* Task prompt
Extract the lines that hold the string "this".

* Material provided
○ ○ ○ ○ ○

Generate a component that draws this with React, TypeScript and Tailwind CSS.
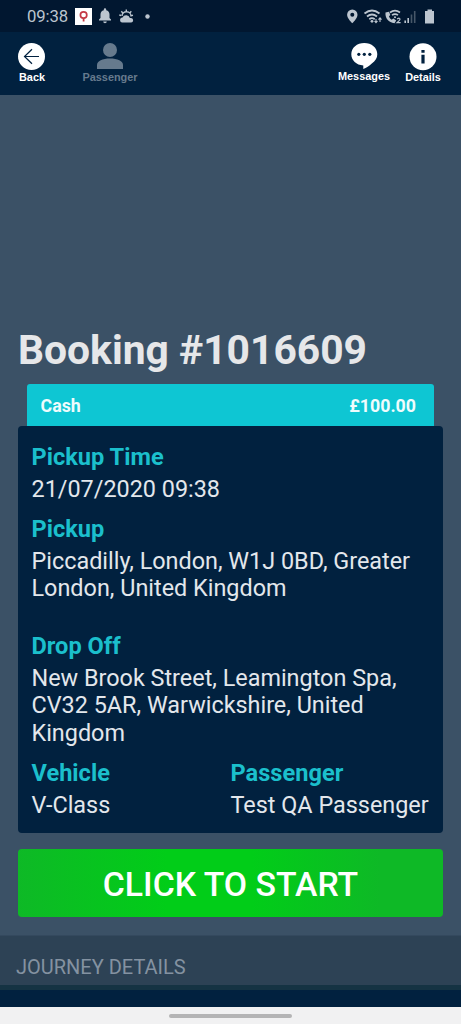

○ ○ ○ ○ ○

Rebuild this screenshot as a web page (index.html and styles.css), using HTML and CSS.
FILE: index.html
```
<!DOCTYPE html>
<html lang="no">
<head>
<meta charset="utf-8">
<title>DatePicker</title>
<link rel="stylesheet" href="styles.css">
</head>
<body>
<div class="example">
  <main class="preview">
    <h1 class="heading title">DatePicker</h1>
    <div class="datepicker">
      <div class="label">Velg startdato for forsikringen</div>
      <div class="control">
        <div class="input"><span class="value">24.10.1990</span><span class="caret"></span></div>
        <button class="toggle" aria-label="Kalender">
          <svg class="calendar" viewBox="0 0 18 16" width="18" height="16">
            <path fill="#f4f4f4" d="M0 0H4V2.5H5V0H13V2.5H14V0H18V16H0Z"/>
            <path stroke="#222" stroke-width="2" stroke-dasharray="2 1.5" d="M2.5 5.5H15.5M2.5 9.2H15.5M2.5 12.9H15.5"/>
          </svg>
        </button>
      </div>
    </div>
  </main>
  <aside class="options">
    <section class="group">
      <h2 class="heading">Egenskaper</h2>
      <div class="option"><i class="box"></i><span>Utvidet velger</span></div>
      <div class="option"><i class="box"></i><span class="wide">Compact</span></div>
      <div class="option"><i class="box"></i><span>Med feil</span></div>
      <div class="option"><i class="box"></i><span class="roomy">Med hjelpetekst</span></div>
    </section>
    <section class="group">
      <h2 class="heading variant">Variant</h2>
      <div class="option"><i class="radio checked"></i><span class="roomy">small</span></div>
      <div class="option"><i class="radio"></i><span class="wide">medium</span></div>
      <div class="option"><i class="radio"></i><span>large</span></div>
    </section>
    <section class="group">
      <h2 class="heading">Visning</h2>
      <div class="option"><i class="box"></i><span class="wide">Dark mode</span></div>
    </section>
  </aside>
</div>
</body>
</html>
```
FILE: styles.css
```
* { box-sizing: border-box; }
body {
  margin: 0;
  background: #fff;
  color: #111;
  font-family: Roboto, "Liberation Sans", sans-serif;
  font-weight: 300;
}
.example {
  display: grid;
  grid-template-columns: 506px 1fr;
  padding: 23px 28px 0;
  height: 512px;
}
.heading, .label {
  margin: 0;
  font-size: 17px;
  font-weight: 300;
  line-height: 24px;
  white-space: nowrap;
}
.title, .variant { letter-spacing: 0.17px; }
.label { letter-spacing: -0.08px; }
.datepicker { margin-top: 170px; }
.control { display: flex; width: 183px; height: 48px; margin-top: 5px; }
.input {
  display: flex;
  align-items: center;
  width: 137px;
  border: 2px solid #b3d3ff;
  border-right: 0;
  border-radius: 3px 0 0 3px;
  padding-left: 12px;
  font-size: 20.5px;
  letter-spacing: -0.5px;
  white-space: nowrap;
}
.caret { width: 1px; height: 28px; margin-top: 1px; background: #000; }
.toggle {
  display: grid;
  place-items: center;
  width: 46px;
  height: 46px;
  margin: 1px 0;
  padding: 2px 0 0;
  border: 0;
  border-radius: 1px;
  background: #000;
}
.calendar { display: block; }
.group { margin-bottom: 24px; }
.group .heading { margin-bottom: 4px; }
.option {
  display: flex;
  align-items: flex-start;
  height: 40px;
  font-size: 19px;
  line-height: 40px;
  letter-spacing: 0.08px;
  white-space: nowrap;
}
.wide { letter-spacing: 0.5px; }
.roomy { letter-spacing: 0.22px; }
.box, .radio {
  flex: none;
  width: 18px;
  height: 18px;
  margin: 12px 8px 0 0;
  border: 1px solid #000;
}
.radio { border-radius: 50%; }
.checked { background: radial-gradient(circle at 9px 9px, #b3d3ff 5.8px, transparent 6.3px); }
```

○ ○ ○ ○ ○

* Worked answer
Generate a component that draws this with React, TypeScript and Tailwind CSS.
Rebuild this screenshot as a web page (index.html and styles.css), using HTML and CSS.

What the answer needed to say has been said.